West's double denotes shortness in spades and support for the other, unbid suits with a hand such as .

Reopening doubles once showed extra values as well. With adoption of the negative double, however (a takeout double by responder), responder must pass with length and strength in the opposing suit. In order to protect against such situations, opener is obliged to double even with thin values, whenever his distribution is suitable.

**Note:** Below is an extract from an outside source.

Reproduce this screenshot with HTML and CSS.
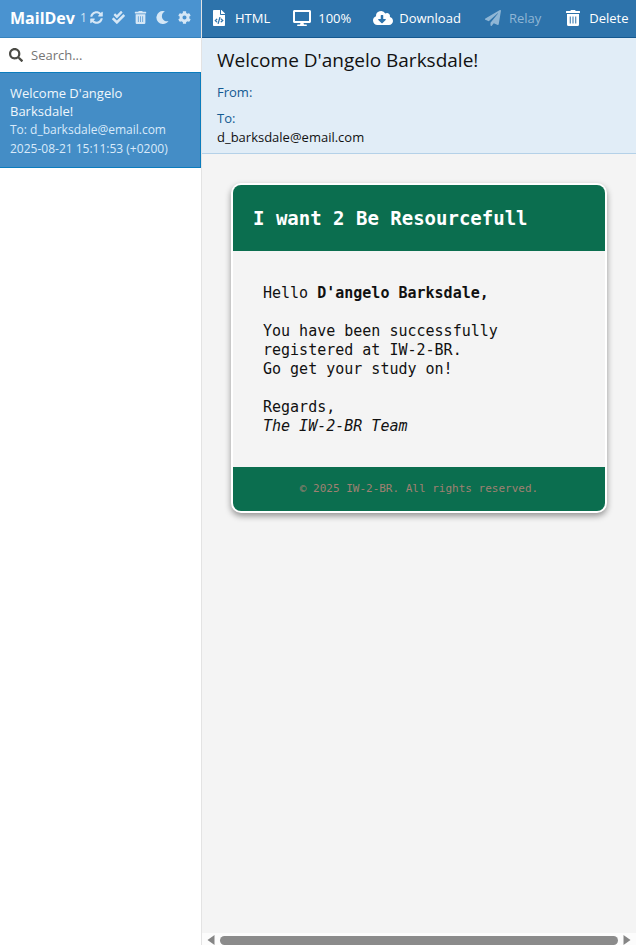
FILE: index.html
```html
<!DOCTYPE html>
<html lang="en">
<head>
<meta charset="utf-8">
<meta name="viewport" content="width=device-width, initial-scale=1">
<title>MailDev</title>
<link rel="stylesheet" href="styles.css">
</head>
<body>
<div class="app">
  <aside class="sidebar">
    <header class="brand-bar">
      <h1 class="brand">MailDev</h1>
      <span class="version">1</span>
      <nav class="tools">
        <button type="button" aria-label="Refresh"><svg viewBox="0 0 512 512"><path d="M371 134c-31-30-72-47-115-46-77 0-144 53-163 126-1 5-6 10-12 10H24c-8 0-13-7-12-14C33 94 134 8 256 8c66 0 127 26 171 69l36-36c15-15 41-4 41 17v134c0 13-11 24-24 24H346c-21 0-32-26-17-41zM32 296h134c21 0 32 26 17 41l-42 41c31 30 72 46 116 46 77 0 143-53 162-126 1-5 6-10 12-10h57c8 0 13 7 12 14-21 116-122 202-244 202-66 0-127-26-172-69l-35 36c-15 15-41 4-41-17V320c0-13 11-24 24-24z"/></svg></button>
        <button type="button" aria-label="Mark all read"><svg viewBox="0 0 512 512"><path d="M505 174.800l-39.600-39.600c-9.400-9.400-24.600-9.400-33.900 0L192 374.700 80.600 263.200c-9.400-9.400-24.600-9.400-33.900 0L7 302.900c-9.400 9.400-9.400 24.600 0 34L175 505c9.400 9.400 24.600 9.400 33.900 0l296-296.200c9.400-9.500 9.400-24.700.1-34zm-324.300 106c6.200 6.300 16.400 6.300 22.600 0l208-208.200c6.200-6.300 6.200-16.400 0-22.600L366.100 4.700c-6.200-6.300-16.400-6.300-22.600 0L192 156.200l-55.400-55.500c-6.200-6.300-16.400-6.300-22.600 0L68.700 146c-6.200 6.300-6.200 16.400 0 22.600l112 112.200z"/></svg></button>
        <button type="button" aria-label="Delete all"><svg viewBox="0 0 448 512"><path fill-rule="evenodd" d="M32 464a48 48 0 0 0 48 48h288a48 48 0 0 0 48-48V128H32zm266-256h28v224h-28zm-88 0h28v224h-28zm-88 0h28v224h-28zM432 32H312l-9-19a24 24 0 0 0-22-13H167a24 24 0 0 0-22 13l-9 19H16A16 16 0 0 0 0 48v32a16 16 0 0 0 16 16h416a16 16 0 0 0 16-16V48a16 16 0 0 0-16-16z"/></svg></button>
        <button type="button" aria-label="Dark mode"><svg viewBox="0 0 512 512"><path d="M283 512c79 0 151-36 199-94 7-9-1-22-12-19-124 23-238-71-238-196 0-72 39-138 101-174 10-5 7-20-4-22A256 256 0 1 0 283 512z"/></svg></button>
        <button type="button" aria-label="Settings"><svg viewBox="0 0 512 512"><path fill-rule="evenodd" d="M487 316l-42-25c4-23 4-47 0-70l42-25c5-3 7-8 6-14-11-36-30-68-55-94-4-4-10-5-15-2l-42 24c-18-15-39-27-61-35V26c0-5-4-10-10-12-37-8-75-8-110 0-5 1-9 6-9 12v49c-22 8-43 20-61 35L87 86c-5-3-11-2-14 2-25 27-44 59-55 94-2 6 0 11 5 14l43 25c-5 23-5 47 0 70l-43 25c-5 3-7 8-5 14 11 35 30 68 55 94 3 4 9 5 14 2l43-24c18 15 39 27 61 35v49c0 6 4 11 9 12 37 8 75 8 110 0 6-1 10-6 10-12v-49c22-8 43-20 61-35l42 24c5 3 11 2 15-2 25-27 44-59 55-94 1-6-1-11-6-14zM256 336a80 80 0 1 1 0-160 80 80 0 0 1 0 160z"/></svg></button>
      </nav>
    </header>
    <label class="search">
      <svg viewBox="0 0 512 512" aria-hidden="true"><path fill-rule="evenodd" d="M505 443L405 343c-4-5-11-7-17-7h-16c28-35 44-80 44-128C416 93 323 0 208 0S0 93 0 208s93 208 208 208c48 0 93-16 128-44v16c0 6 2 13 7 17l100 100c9 9 24 9 34 0l28-28c9-10 9-25 0-34zM208 336a128 128 0 1 1 0-256 128 128 0 0 1 0 256z"/></svg>
      <input type="search" placeholder="Search..." aria-label="Search">
    </label>
    <a class="mail-item" href="#mail">
      <span class="mail-subject">Welcome D'angelo Barksdale!</span>
      <span class="mail-meta">To: d_barksdale@email.com</span>
      <span class="mail-meta">2025-08-21 15:11:53 (+0200)</span>
    </a>
  </aside>

  <main class="content" id="mail">
    <nav class="toolbar">
      <button type="button"><svg viewBox="0 0 384 512"><path fill-rule="evenodd" d="M384 122v6H256V0h6c6 0 13 3 17 7l98 98c4 4 7 11 7 17zM248 160c-13 0-24-11-24-24V0H24C11 0 0 11 0 24v464c0 13 11 24 24 24h336c13 0 24-11 24-24V160zM123 401c-2 3-6 3-8 0l-65-61c-3-2-3-6 0-8l65-61c2-3 6-3 8 0l20 21c2 3 2 6-1 8l-40 36 40 36c3 3 3 6 1 9zm51 50l-27-8c-3-1-5-4-4-7l61-209c1-3 4-5 7-4l27 8c3 1 5 4 4 7l-61 209c-1 3-4 5-7 4zm160-111l-65 61c-2 3-6 3-8 0l-20-21c-2-3-2-6 1-9l40-36-40-36c-3-2-3-5-1-8l20-21c2-3 6-3 8 0l65 61c3 3 3 7 0 9z"/></svg>HTML</button>
      <button type="button"><svg viewBox="0 0 576 512"><path fill-rule="evenodd" d="M528 0H48C21 0 0 21 0 48v320c0 27 21 48 48 48h192l-16 48h-72c-13 0-24 11-24 24s11 24 24 24h272c13 0 24-11 24-24s-11-24-24-24h-72l-16-48h192c27 0 48-21 48-48V48c0-27-21-48-48-48zm-16 352H64V64h448z"/></svg>100%</button>
      <button type="button"><svg viewBox="0 0 640 512"><path fill-rule="evenodd" d="M538 227c4-11 6-23 6-35 0-53-43-96-96-96-20 0-38 6-53 16A160 160 0 0 0 96 200C40 220 0 273 0 336c0 80 64 144 144 144h368c71 0 128-57 128-128 0-62-44-114-102-125zm-133 89L299 421c-6 7-16 7-22 0L171 316c-10-11-3-28 11-28h66V176c0-9 7-16 16-16h48c9 0 16 7 16 16v112h66c14 0 21 17 11 28z"/></svg>Download</button>
      <button type="button" class="muted"><svg viewBox="0 0 512 512"><path d="M476 3L12 271c-18 10-16 35 1 43l107 45L408 105c5-5 13 2 8 8L175 407v80c0 24 28 33 42 16l64-78 125 53c14 6 31-3 33-19l72-432c4-20-18-34-35-24z"/></svg>Relay</button>
      <button type="button"><svg viewBox="0 0 448 512"><path fill-rule="evenodd" d="M32 464a48 48 0 0 0 48 48h288a48 48 0 0 0 48-48V128H32zm264-256h32v224h-32zm-88 0h32v224h-32zm-88 0h32v224h-32zM432 32H312l-9-19a24 24 0 0 0-22-13H167a24 24 0 0 0-22 13l-9 19H16A16 16 0 0 0 0 48v32a16 16 0 0 0 16 16h416a16 16 0 0 0 16-16V48a16 16 0 0 0-16-16z"/></svg>Delete</button>
    </nav>

    <section class="details">
      <h2>Welcome D'angelo Barksdale!</h2>
      <dl>
        <div><dt>From:</dt></div>
        <div><dt>To:</dt><dd>d_barksdale@email.com</dd></div>
      </dl>
    </section>

    <section class="preview">
      <article class="card">
        <h3 class="card-title">I want 2 Be Resourcefull</h3>
        <div class="card-body">
          <p>Hello <strong>D'angelo Barksdale,</strong></p>
          <p>You have been successfully<br>registered at IW-2-BR.<br>Go get your study on!</p>
          <p>Regards,<br><em>The IW-2-BR Team</em></p>
        </div>
        <footer class="card-footer">© 2025 IW-2-BR. All rights reserved.</footer>
      </article>
    </section>

    <div class="scrollbar" aria-hidden="true">
      <svg viewBox="0 0 8 10"><path d="M8 0v10L1 5z"/></svg>
      <span class="thumb"></span>
      <svg viewBox="0 0 8 10"><path d="M0 0v10l7-5z"/></svg>
    </div>
  </main>
</div>
</body>
</html>
```
FILE: styles.css
```css
* {
  box-sizing: border-box;
}

body {
  margin: 0;
  font-family: "Open Sans", "Noto Sans", sans-serif;
  font-size: 13px;
  color: #111;
}

h1, h2, h3, p, dl, dd {
  margin: 0;
}

button {
  font: inherit;
  color: inherit;
  background: none;
  border: 0;
  padding: 0;
}

svg {
  display: block;
  fill: currentColor;
}

.app {
  display: grid;
  grid-template-columns: 202px minmax(0, 1fr);
  min-height: 100vh;
}

/* Sidebar */
.sidebar {
  background: #fff;
  border-right: 1px solid #e3e3e3;
}

.brand-bar {
  display: flex;
  align-items: center;
  height: 38px;
  padding: 0 10px 2px;
  background: #4a93d0;
  border-bottom: 1px solid #3683bd;
  color: #fff;
}

.brand {
  font-size: 16px;
  font-weight: 700;
}

.version {
  margin-left: 5px;
  font-size: 12px;
  color: #cfe3f4;
}

.tools {
  display: flex;
  gap: 9px;
  margin-left: auto;
  color: #d5e7f6;
}

.tools svg {
  width: 13px;
  height: 13px;
}

.search {
  display: flex;
  align-items: center;
  gap: 8px;
  height: 34px;
  padding: 0 9px;
}

.search svg {
  width: 14px;
  height: 14px;
  color: #4b4b45;
}

.search input {
  flex: 1;
  min-width: 0;
  border: 0;
  padding: 0;
  font: inherit;
  background: none;
  outline: 0;
}

.search input::placeholder {
  color: #757575;
}

.mail-item {
  display: flex;
  flex-direction: column;
  padding: 11px 20px 9px 10px;
  background: #448dc6;
  border: solid #0b7cbd;
  border-width: 1px 1px 1px 0;
  color: #f0f7fc;
  text-decoration: none;
  line-height: 18px;
}

.mail-meta {
  font-size: 12px;
  line-height: 19px;
  color: #d9eafa;
}

/* Message pane */
.content {
  display: flex;
  flex-direction: column;
  background: #f4f4f4;
}

.toolbar {
  display: flex;
  gap: 22px;
  height: 38px;
  padding: 0 0 2px 7px;
  overflow: hidden;
  background: #2d73ab;
  border-bottom: 1px solid #14588f;
  color: #fff;
}

.toolbar button {
  display: flex;
  align-items: center;
  gap: 6px;
}

.toolbar svg {
  width: 20px;
  height: 16px;
}

.toolbar .muted {
  color: #8fb6d5;
}

.details {
  padding: 8px 15px 6px;
  background: #e1edf7;
  border-bottom: 1px solid #b4d1e8;
}

.details h2 {
  font-size: 19px;
  font-weight: 400;
  line-height: 28px;
}

.details dl {
  display: grid;
  gap: 7px;
  margin-top: 9px;
  line-height: 19px;
}

.details dt {
  color: #135a92;
}

.preview {
  flex: 1;
  padding: 29px;
}

.card {
  overflow: hidden;
  border: 2px solid #fff;
  border-radius: 10px;
  background: #f4f4f4;
  box-shadow: 0 3px 6px rgba(0, 0, 0, 0.4);
  font-family: "DejaVu Sans Mono", monospace;
}

.card-title {
  padding: 20px;
  background: #0b6e4f;
  color: #fff;
  font-size: 19px;
  line-height: 26px;
}

.card-body {
  display: grid;
  gap: 19px;
  padding: 33px 30px 31px;
  font-size: 15px;
  line-height: 19px;
}

.card-footer {
  padding: 12px;
  background: #0b6e4f;
  color: #a08072;
  font-size: 11px;
  line-height: 20px;
  text-align: center;
}

.scrollbar {
  display: flex;
  align-items: center;
  gap: 5px;
  height: 12px;
  padding: 2px 4px 0;
  background: #fcfcfc;
  color: #858585;
}

.scrollbar svg {
  width: 9px;
  height: 10px;
}

.thumb {
  flex: 1;
  height: 9px;
  border-radius: 5px;
  background: #8b8b8b;
}
```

Some pairs even require opener to act somehow; responder's pass is forcing.

==Equal level conversion doubles==
This convention (also referred to as ELCD) can change the meaning of doubler bidding a new suit in some situations, for example:

| West | North | East | South |
|---|---|---|---|
| 1♥ | Dbl | Pass | 2♣ |
| Pass | 2♦ | Pass | ? |

This does not promise the extra values in diamonds but shows a hand with 5 diamonds and 4 spades and the values for a normal takeout double. In this case doubler would need to jump in diamonds to show the stronger hand. Some partnerships only play the convention in a sequence like this converting clubs to diamonds.
The name is derived from the fact that doubler is converting partner's bid at the same level.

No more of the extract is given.